Muito já foi dito e discutido sobre as manifestações ocorridas em várias cidades de todo Brasil no último dia 15 de março, mas eu gostaria de contribuir nesse debate incluindo a questão racial. Todavia, antes, vou evidenciar alguns pontos: sou a favor da democracia, das manifestações pacíficas de toda ordem de qualquer partido, grupo religioso ou movimento social, etc. A democracia nos beneficia com o direito de falar ou apoiamos a quem quisermos e quando quisermos, esse é um dos nossos direitos. Além disso, sou contra a corrupção, ao mal uso do dinheiro público, o caixa 2 nas eleições, à péssima administração que tem tanto tem prejudicado a Petrobrás, o descaso com as promessas de campanha que a presidente tem demonstrado no início de seu segundo governo. Assim, compreendo que há muito o que se protestar/criticar, muito o que se reivindicar ao governo recém eleito.
Porém, os últimos protestos tem sido palco de intolerância, ódio e insensatez contra a presidente, de tal modo que se pede não só o Impeachment, mas a xingam com ofensas machistas, preconceituosas, violentas.
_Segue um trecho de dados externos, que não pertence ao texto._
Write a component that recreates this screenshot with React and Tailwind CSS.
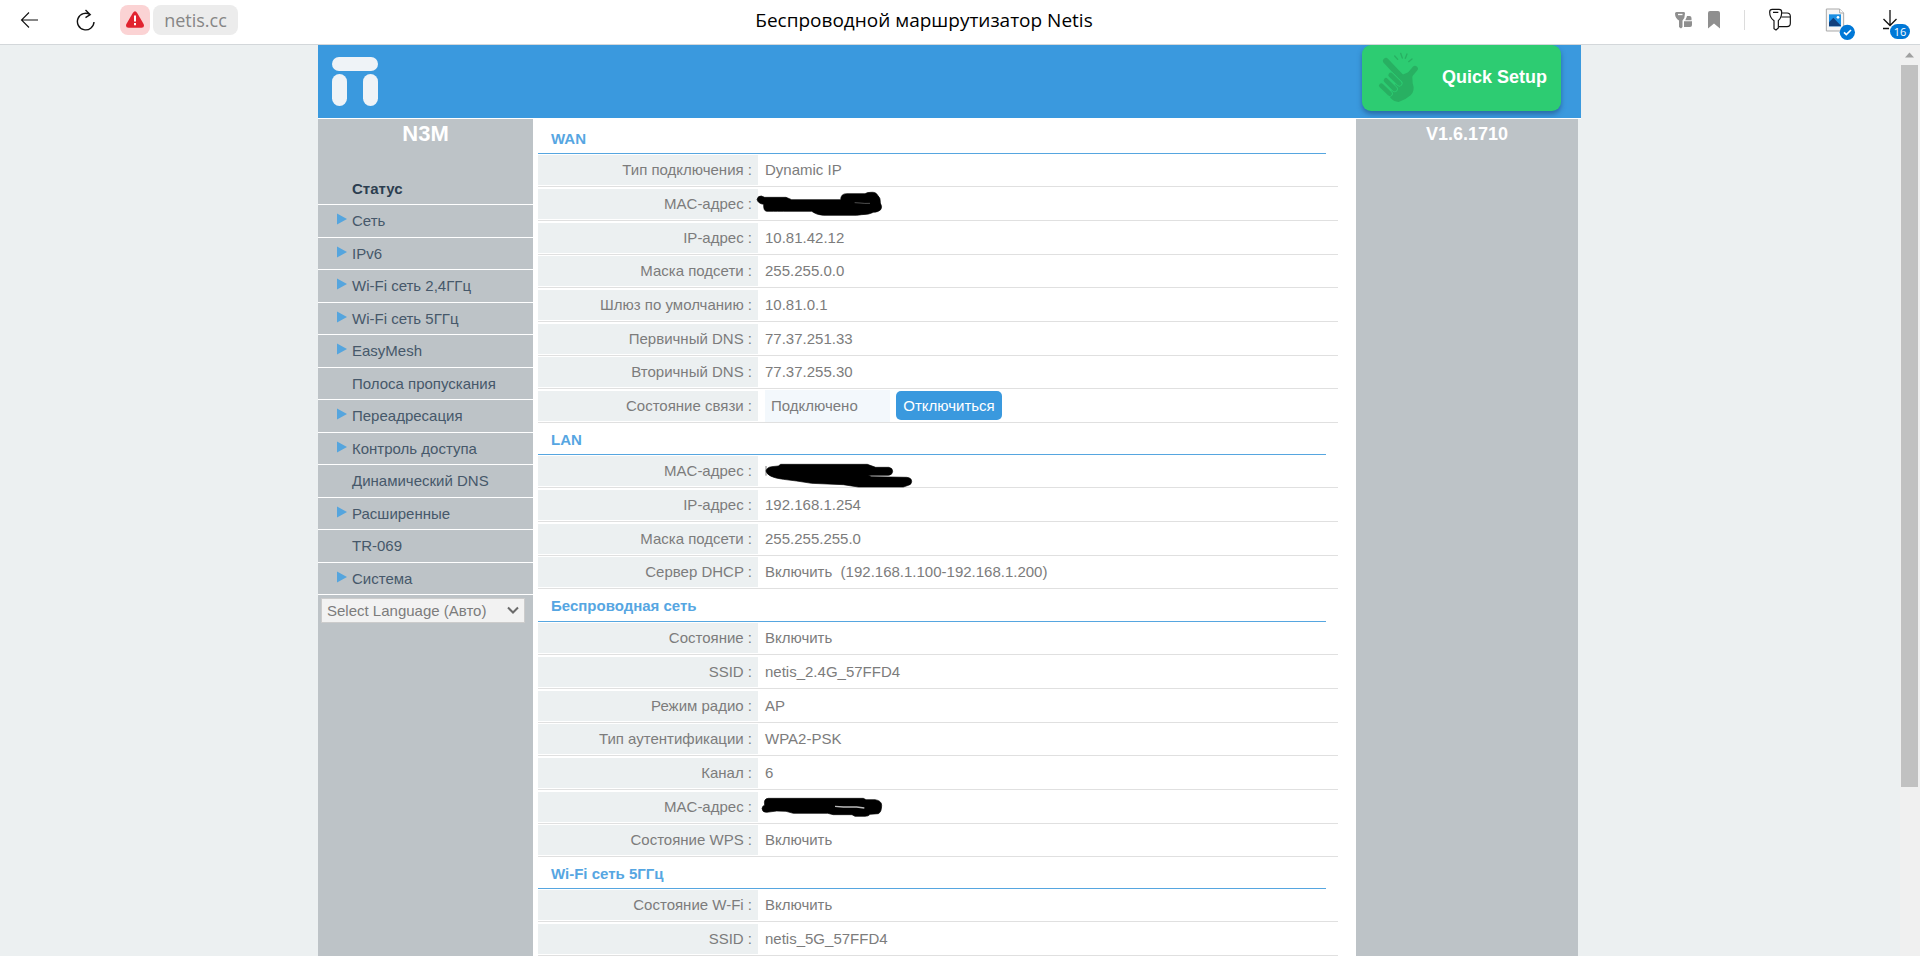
import React, { useState } from "react";

const menuItems = [
  { label: "Сеть", arrow: true },
  { label: "IPv6", arrow: true },
  { label: "Wi-Fi сеть 2,4ГГц", arrow: true },
  { label: "Wi-Fi сеть 5ГГц", arrow: true },
  { label: "EasyMesh", arrow: true },
  { label: "Полоса пропускания", arrow: false },
  { label: "Переадресация", arrow: true },
  { label: "Контроль доступа", arrow: true },
  { label: "Динамический DNS", arrow: false },
  { label: "Расширенные", arrow: true },
  { label: "TR-069", arrow: false },
  { label: "Система", arrow: true },
];

const Scribble = ({ viewBox, children }) => (
  <svg
    className="block -ml-2 w-[160px] h-8 overflow-visible"
    viewBox={viewBox}
    aria-label="скрыто"
  >
    {children}
  </svg>
);

const wanMac = (
  <Scribble viewBox="21 21 480 96">
    <path
      stroke="#000"
      strokeWidth="2"
      strokeLinejoin="round"
      d="M21 55Q24 44 34 45L44 49H108L125 56H272Q272 38 290 38H345Q352 34 362 34Q378 32 383 43Q392 50 391 66Q398 78 392 86Q386 93 370 94Q358 101 335 101L320 103H220Q200 102 185 91H100Q80 91 70 91H50Q40 90 41 70Q24 68 21 55Z"
    />
    <path d="M314 65L330 66Q344 68 360 67" stroke="#777" strokeWidth="2" fill="none" />
  </Scribble>
);

const lanMac = (
  <Scribble viewBox="81 825 480 96">
    <path d="M108 858V887" stroke="#808080" strokeWidth="3" />
    <path
      stroke="#000"
      strokeWidth="2"
      strokeLinejoin="round"
      d="M108 873Q110 862 125 860L145 858L152 853H412L437 862H476Q488 864 488 874Q487 885 476 886H415L425 890L530 892Q545 893 545 905Q544 914 535 916L520 921H385L340 914L245 910L200 903L160 898Q112 892 108 873Z"
    />
  </Scribble>
);

const wifiMac = (
  <Scribble viewBox="681 627 480 96">
    <path
      stroke="#000"
      strokeWidth="2"
      strokeLinejoin="round"
      d="M696 680Q697 672 704 669Q700 650 715 649H1000L1008 653H1035Q1055 656 1055 670Q1055 690 1045 695L1020 697Q1016 703 1005 703H975L966 698H910L893 694H790L768 688L740 687L710 691Q697 691 696 680Z"
    />
    <path d="M915 673L940 675H980L1003 678" stroke="#bbb" strokeWidth="4" fill="none" />
  </Scribble>
);

const sections = [
  {
    title: "WAN",
    rows: [
      ["Тип подключения", "Dynamic IP"],
      ["MAC-адрес", wanMac],
      ["IP-адрес", "10.81.42.12"],
      ["Маска подсети", "255.255.0.0"],
      ["Шлюз по умолчанию", "10.81.0.1"],
      ["Первичный DNS", "77.37.251.33"],
      ["Вторичный DNS", "77.37.255.30"],
      ["Состояние связи", <LinkState key="link" />],
    ],
  },
  {
    title: "LAN",
    rows: [
      ["MAC-адрес", lanMac],
      ["IP-адрес", "192.168.1.254"],
      ["Маска подсети", "255.255.255.0"],
      ["Сервер DHCP", "Включить \u00a0(192.168.1.100-192.168.1.200)"],
    ],
  },
  {
    title: "Беспроводная сеть",
    rows: [
      ["Состояние", "Включить"],
      ["SSID", "netis_2.4G_57FFD4"],
      ["Режим радио", "AP"],
      ["Тип аутентификации", "WPA2-PSK"],
      ["Канал", "6"],
      ["MAC-адрес", wifiMac],
      ["Состояние WPS", "Включить"],
    ],
  },
  {
    title: "Wi-Fi сеть 5ГГц",
    rows: [
      ["Состояние W-Fi", "Включить"],
      ["SSID", "netis_5G_57FFD4"],
    ],
  },
];

function LinkState() {
  return (
    <div className="flex items-center gap-1.5">
      <span className="flex items-center w-[125px] h-8 pl-1.5 bg-[#f3f8fc]">
        Подключено
      </span>
      <button
        type="button"
        className="h-[29px] w-[106px] rounded-[5px] bg-[#3a99de] text-white"
      >
        Отключиться
      </button>
    </div>
  );
}

const BrowserBar = () => (
  <header className="flex items-center shrink-0 h-[45px] pb-[5px] border-b border-[#d3d7da] bg-white font-['Open_Sans','Noto_Sans',sans-serif]">
    <button type="button" aria-label="Назад" className="ml-5">
      <svg width="20" height="20" viewBox="0 0 20 20" fill="none" stroke="#111" strokeWidth="1.1">
        <path d="M18 10H1.5M9 2.5L1.5 10L9 17.5" />
      </svg>
    </button>
    <button type="button" aria-label="Обновить" className="ml-9">
      <svg width="20" height="24" viewBox="0 0 20 24" fill="none" stroke="#111" strokeWidth="1.4">
        <path d="M18 14A8.3 8.3 0 1 1 14.2 6.6M9.5 2L14.2 6.6L9.5 9.6" />
      </svg>
    </button>
    <button
      type="button"
      aria-label="Не защищено"
      className="flex items-center justify-center ml-6 size-[30px] rounded-lg bg-[#fbd3d4]"
    >
      <svg width="18" height="17" viewBox="0 0 18 17">
        <path d="M6.8 2Q9-1.4 11.2 2L17.6 13Q19 16.5 15.5 16.7H2.5Q-1 16.5.4 13Z" fill="#e1232f" />
        <path d="M9 4.5V10.5M9 12V14.3" stroke="#fff" strokeWidth="2" />
      </svg>
    </button>
    <a
      href="#"
      className="flex items-center justify-center ml-[3px] w-[85px] h-[30px] rounded-lg bg-[#ececec] text-[#868686] text-lg"
    >
      netis.cc
    </a>
    <h1 className="flex-1 text-center text-[19px] text-black">
      Беспроводной маршрутизатор Netis
    </h1>
    <div className="flex items-center pl-[65px] pr-2.5">
      <button type="button" aria-label="Пароли">
        <svg width="17" height="18" viewBox="0 0 17 18" fill="#8f8f8f">
          <path d="M1.5 1H9Q10 1 10 2.5Q10 7 7.5 9.5V16L6 17.5L4 16V9.5Q0 7 0 2.5Q0 1 1.5 1Z" />
          <path d="M12 5H14.5Q16.5 5 16.5 7V9.3H10.2Q11.4 7.5 12 5ZM9 10.3H17V14Q17 16 15 16H9Z" />
          <path d="M3 3.5H7.5" stroke="#fff" strokeWidth="1.3" />
        </svg>
      </button>
      <button type="button" aria-label="В закладки" className="ml-4">
        <svg width="12" height="18" viewBox="0 0 12 18" fill="#8f8f8f">
          <path d="M2 0H10Q12 0 12 2V17.5L6 12.5L0 17.5V2Q0 0 2 0Z" />
        </svg>
      </button>
      <span className="ml-6 w-px h-5 bg-[#dcdcdc]" />
      <button type="button" aria-label="Менеджер паролей" className="ml-6">
        <svg width="22" height="24" viewBox="326 22 66 72" fill="none" stroke="#111" strokeWidth="3.5">
          <path d="M336 26H356Q364 26 364 34C364 46 361 54 354 60V82L347 88L341 84V60C332 54 328 46 328 34Q328 26 336 26ZM338 35H354" />
          <path d="M364 37H380Q390 37 390 47V68Q390 78 380 78H356M363 49H389" />
        </svg>
      </button>
      <button type="button" aria-label="Загруженный файл" className="ml-[34px]">
        <svg width="30" height="24" viewBox="495 21 90 72" className="overflow-visible">
          <path d="M499 24H539L551 36V90H499Z" fill="#f6f6f6" stroke="#a9a9a9" strokeWidth="3" />
          <path d="M539 24V36H551" fill="#fff" stroke="#a9a9a9" strokeWidth="3" />
          <path d="M507 40H543V76H507Z" fill="#1a8fe3" />
          <path d="M507 64L520 50L543 74V76H507Z" fill="#103f7c" />
          <circle cx="534" cy="49" r="4" fill="#fff" />
          <circle cx="562" cy="94" r="23" fill="#0078d7" />
          <path d="M552 94L559 101L573 87" fill="none" stroke="#fff" strokeWidth="5" />
        </svg>
      </button>
      <button
        type="button"
        aria-label="Загрузки"
        className="relative ml-[27px] w-7 h-6"
      >
        <svg width="20" height="24" viewBox="0 0 20 24" fill="none" stroke="#111" strokeWidth="1.3">
          <path d="M8 2V17M1.5 11L8 17.5L14.5 11M1 20.5H7" />
        </svg>
        <span className="absolute left-2 top-4 w-5 h-[15px] rounded-full bg-[#0078d7] text-white text-[11px] leading-[15px] text-center">
          16
        </span>
      </button>
    </div>
  </header>
);

const SnapIcon = () => (
  <svg width="45" height="55" viewBox="80 30 135 165" fill="none" stroke="#28b062" strokeLinecap="round">
    <path d="M110 63L162 118" strokeWidth="18" />
    <path d="M197 86L170 118" strokeWidth="17" />
    <path
      d="M150 108L188 92L190 130Q198 152 184 166Q168 180 148 186Q132 184 124 174L118 166L140 130Z"
      fill="#28b062"
      stroke="none"
    />
    <path d="M124 105L150 130M110 121L136 147M96 137L121 161" stroke="#2dcc72" strokeWidth="19" />
    <path d="M124 105L150 130M110 121L136 147M96 137L121 161" strokeWidth="14" />
    <path d="M136 48L145 58M154 40L159 54M173 42L168 55M188 57L178 65" strokeWidth="4" />
  </svg>
);

const Banner = () => (
  <div className="flex items-start justify-between h-[73px] bg-[#3a99de]">
    <svg className="ml-3.5 mt-3" width="46" height="50" viewBox="0 0 46 50" fill="#eff3f7" aria-label="netis">
      <rect x="0" y="0" width="46" height="14" rx="7" />
      <rect x="0" y="17" width="15" height="32" rx="7.5" />
      <rect x="31" y="17" width="15" height="32" rx="7.5" />
    </svg>
    <button
      type="button"
      className="flex items-center justify-between w-[199px] h-[66px] mr-5 pl-3.5 pr-3.5 pb-0.5 rounded-[9px] bg-[#2dcc72] shadow-[0_3px_5px_rgba(30,70,120,0.55)] text-white text-lg font-bold"
    >
      <SnapIcon />
      Quick Setup
    </button>
  </div>
);

const Sidebar = () => {
  const [language, setLanguage] = useState("auto");

  return (
    <nav className="w-[215px] shrink-0 bg-[#bdc3c7] text-[#46586a]">
      <h2 className="h-[52px] pt-px text-[22px] leading-7 font-bold text-center text-white">
        N3M
      </h2>
      <a
        href="#"
        className="flex items-center h-[34px] pl-[34px] pt-0.5 border-b border-white font-bold text-[#2c3e50]"
      >
        Статус
      </a>
      <ul>
        {menuItems.map((item) => (
          <li key={item.label} className="h-8 odd:h-[33px] border-b border-white">
            <a href="#" className="flex items-center h-full pl-[19px] gap-[5px]">
              <svg width="10" height="12" viewBox="0 0 10 12" className="mb-1">
                {item.arrow && <path d="M0 0.5L10 6L0 11.5Z" fill="#55a5de" />}
              </svg>
              {item.label}
            </a>
          </li>
        ))}
      </ul>
      <div className="relative m-[3px] w-[204px]">
        <select
          aria-label="Select Language"
          value={language}
          onChange={(e) => setLanguage(e.target.value)}
          className="block w-full h-[25px] pl-[5px] appearance-none border border-[#cccccc] bg-[#f2f2f2] text-[#7c7c7c]"
        >
          <option value="auto">Select Language (Авто)</option>
          <option value="ru">Русский</option>
          <option value="en">English</option>
        </select>
        <svg
          className="absolute right-1.5 top-2 pointer-events-none"
          width="12"
          height="9"
          viewBox="0 0 12 9"
          fill="none"
          stroke="#6a6a6a"
          strokeWidth="2"
        >
          <path d="M1 1.5L6 6.5L11 1.5" />
        </svg>
      </div>
    </nav>
  );
};

const StatusSection = ({ title, rows }) => (
  <section className="group">
    <h3 className="flex items-center h-8 group-nth-3:h-[33px] mr-3 pl-[13px] pt-0.5 border-b border-[#56a6e0] font-bold text-[#56a6e2]">
      {title}
    </h3>
    <table className="w-full border-separate border-spacing-0">
      <tbody>
        {rows.map(([label, value], index) => (
          <tr key={index} className="h-[34px] nth-[3n+1]:h-[33px]">
            <th scope="row" className="w-[220px] p-0 border-b border-[#e0e0e0] font-normal">
              <div className="flex items-center justify-end h-[30px] pr-1.5 bg-[#ecf0f1]">
                {label} :
              </div>
            </th>
            <td className="p-0 pl-[7px] border-b border-[#e0e0e0]">{value}</td>
          </tr>
        ))}
      </tbody>
    </table>
  </section>
);

const ScrollBar = () => (
  <div className="flex flex-col w-5 shrink-0 pl-px pr-0.5 bg-[#f0f0f0]" aria-hidden="true">
    <div className="flex items-center justify-center h-5 shrink-0">
      <svg width="9" height="6" viewBox="0 0 9 6">
        <path d="M0 5.5L4.5 0.5L9 5.5Z" fill="#a0a0a0" />
      </svg>
    </div>
    <div className="flex-1 min-h-0">
      <div className="h-[81%] bg-[#c1c1c1]" />
    </div>
  </div>
);

const App = () => {
  return (
    <div className="flex flex-col h-screen overflow-hidden bg-[#ecf0f1] font-['Liberation_Sans',Arial,sans-serif] text-[15px] leading-5 text-[#7c7c7c]">
      <BrowserBar />
      <div className="flex flex-1 min-h-0">
        <div className="flex-1 overflow-hidden">
          <div className="flex flex-col w-full max-w-[1264px] min-h-full mx-auto pr-px">
            <Banner />
            <div className="h-px bg-white" />
            <div className="flex flex-1">
              <Sidebar />
              <main className="flex-1 pl-[5px] pr-[18px] pt-[3px] bg-white">
                {sections.map((section) => (
                  <StatusSection key={section.title} {...section} />
                ))}
              </main>
              <aside className="w-[222px] shrink-0 mr-[3px] pt-[3px] bg-[#bdc3c7] text-lg leading-6 font-bold text-center text-white">
                V1.6.1710
              </aside>
            </div>
          </div>
        </div>
        <ScrollBar />
      </div>
    </div>
  );
};

export default App;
Democracia não deve potencializar o machismo e um comportamento misógino, ao contrário, é possível protestar sem omitir o respeito às mulheres. Critica-se exclusivamente esse partido pelos males que afligem o país atualmente como se apenas ele fosse responsável por anos de história, pelas diferentes esferas onde a política se desenvolve e permite a corrupção. Eu não poderia participar de demostrações grosseiras de machismo contra outra mulher, não poderia apoiar uma intervenção militar, não concordo com o pedido oportunista de Impeachment da presidenta, pois não há provas contra ela, não posso compactuar com atitudes recheadas de preconceito e revestidas do “direito à liberdade de expressão e do protesto”.
Vendo as cenas das manifestações pela TV (não fui às ruas pelas razões descritas acima), percebi que houve uma indiscutível divisão de classes, pois os pobres não estava lá ou estava catando latinhas, mendigando em baixo das marquises ou vendendo bebidas. Da mesma forma não haviam negros, eram raros nas imagens. Por que? Porque, no Brasil, os pobres são negras e negros, isto é, a maioria da população negra está nos mais baixos estratos da nossa sociedade, a pobreza tem cor aqui e ela é negra.
Para nós negras e negros, pobres ou não, houve mudanças positivas, aumentou o número de negras e negros nas universidades públicas e privadas, diminuiu a miséria em muitas cidades, a questão racial tem sido discutida inclusive na esfera federal, temos tido um pouco mais de visibilidade, aumentou o nosso poder de compra, os projetos sociais (como, por exemplo Minha casa, Minha vida) nos tem beneficiado diretamente. A população negra não esta indiferente aos graves problemas que assolam esse governo, porém sente na pele os avanços sociais implementados, vê no rosto negro de seus filhos e filhas a alegria de ter brinquedos e roupas novas, percebe a possibilidade de continuar estudando como uma chance de ascensão econômica.
Ainda há muito, muito o que se avançar para diminuir significativamente as desigualdades raciais no Brasil, muito a ser feito para punir e reduzir as práticas racistas entre nós, entretanto, nos últimos anos a população negra e pobre tem sido contemplada pelas políticas públicas desenvolvidas pelo governo federal e isso pode explicar a ausência de negras e negros nas últimas manifestações.
Aqueles que não são negros ou negras percebem essa mudança, mas a vem como um problema, um impedimento à continuidade do seu bem estar, da sua forma cômoda de explorar e manter as diferenças, inclusive dentro da sua casa com seus empregados domésticos (figura rara em outros países, mas corriqueira para as madames brasileiras), que passaram a exigir seus direitos trabalhistas ou se negam a serem explorados (vejam só!!). Eles se incomodam com as pequenas mudanças nas universidades, nos aeroportos, nos shoppings, consultórios médicos, espaços quase que exclusivos para eles, não podem reclamar disso abertamente (o mito da democracia racial não permite escancarar o racismo e a conveniência da exclusão racial) e buscam formas de barrar essas mudanças, ainda que elas sejam pequenas e tardias.
Os não negros das classes média e alta tem muito a reclamar, visto que não querem perder nada dos seus privilégios adquiridos e mantidos durantes toda a história do Brasil, porém felizmente, a história pode demorar, mas muda!